◆ **Requirement**
Every line holding the string "React" should be gathered.

◆ **Source excerpt**
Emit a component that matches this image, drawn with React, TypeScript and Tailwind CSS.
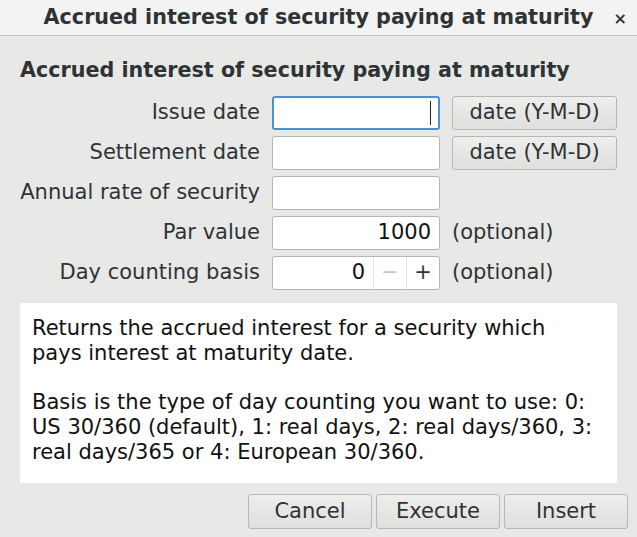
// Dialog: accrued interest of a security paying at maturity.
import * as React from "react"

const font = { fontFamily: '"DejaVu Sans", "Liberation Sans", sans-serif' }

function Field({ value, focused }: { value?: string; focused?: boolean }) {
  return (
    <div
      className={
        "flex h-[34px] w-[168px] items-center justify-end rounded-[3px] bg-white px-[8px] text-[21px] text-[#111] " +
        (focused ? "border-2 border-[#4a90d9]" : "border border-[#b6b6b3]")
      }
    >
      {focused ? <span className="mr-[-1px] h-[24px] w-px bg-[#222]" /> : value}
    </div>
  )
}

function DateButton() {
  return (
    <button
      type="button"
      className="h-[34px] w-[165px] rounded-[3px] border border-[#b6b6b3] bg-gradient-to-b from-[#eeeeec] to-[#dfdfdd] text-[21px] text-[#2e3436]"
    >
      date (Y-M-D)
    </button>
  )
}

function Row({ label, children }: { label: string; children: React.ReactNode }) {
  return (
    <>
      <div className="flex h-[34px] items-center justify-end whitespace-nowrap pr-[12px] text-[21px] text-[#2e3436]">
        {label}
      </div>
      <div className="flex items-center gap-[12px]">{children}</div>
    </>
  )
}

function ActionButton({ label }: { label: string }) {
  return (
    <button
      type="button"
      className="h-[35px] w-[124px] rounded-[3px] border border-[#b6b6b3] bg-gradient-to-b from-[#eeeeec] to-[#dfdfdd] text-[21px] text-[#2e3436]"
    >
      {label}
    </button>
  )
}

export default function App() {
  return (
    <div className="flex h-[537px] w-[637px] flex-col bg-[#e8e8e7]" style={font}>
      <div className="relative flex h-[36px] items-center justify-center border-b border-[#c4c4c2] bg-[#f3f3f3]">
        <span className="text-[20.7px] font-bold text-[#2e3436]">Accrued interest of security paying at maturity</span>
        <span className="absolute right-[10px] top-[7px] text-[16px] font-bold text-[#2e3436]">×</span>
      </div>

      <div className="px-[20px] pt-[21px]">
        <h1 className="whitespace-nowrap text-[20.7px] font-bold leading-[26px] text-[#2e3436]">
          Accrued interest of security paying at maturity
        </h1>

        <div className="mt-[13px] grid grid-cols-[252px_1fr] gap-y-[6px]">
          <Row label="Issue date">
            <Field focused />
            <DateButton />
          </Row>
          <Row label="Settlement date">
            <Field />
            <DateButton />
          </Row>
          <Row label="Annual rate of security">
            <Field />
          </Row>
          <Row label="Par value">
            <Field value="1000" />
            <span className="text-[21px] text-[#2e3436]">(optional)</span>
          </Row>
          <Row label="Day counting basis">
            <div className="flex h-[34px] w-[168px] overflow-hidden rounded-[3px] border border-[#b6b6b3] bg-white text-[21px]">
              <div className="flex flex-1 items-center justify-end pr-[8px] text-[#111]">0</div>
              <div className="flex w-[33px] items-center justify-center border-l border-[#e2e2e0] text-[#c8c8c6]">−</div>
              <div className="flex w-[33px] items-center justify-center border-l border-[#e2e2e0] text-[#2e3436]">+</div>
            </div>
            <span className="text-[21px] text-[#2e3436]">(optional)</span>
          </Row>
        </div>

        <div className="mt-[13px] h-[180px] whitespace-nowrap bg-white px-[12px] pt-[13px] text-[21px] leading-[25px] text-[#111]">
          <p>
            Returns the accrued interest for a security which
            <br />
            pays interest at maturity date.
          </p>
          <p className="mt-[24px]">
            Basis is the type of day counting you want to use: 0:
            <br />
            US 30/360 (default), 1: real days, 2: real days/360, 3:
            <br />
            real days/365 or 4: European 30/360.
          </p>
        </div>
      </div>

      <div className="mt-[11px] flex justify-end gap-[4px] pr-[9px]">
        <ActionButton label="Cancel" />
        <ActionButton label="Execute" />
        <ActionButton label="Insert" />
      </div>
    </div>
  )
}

◆ **Full answer**
Emit a component that matches this image, drawn with React, TypeScript and Tailwind CSS.
import * as React from "react"
function Row({ label, children }: { label: string; children: React.ReactNode }) {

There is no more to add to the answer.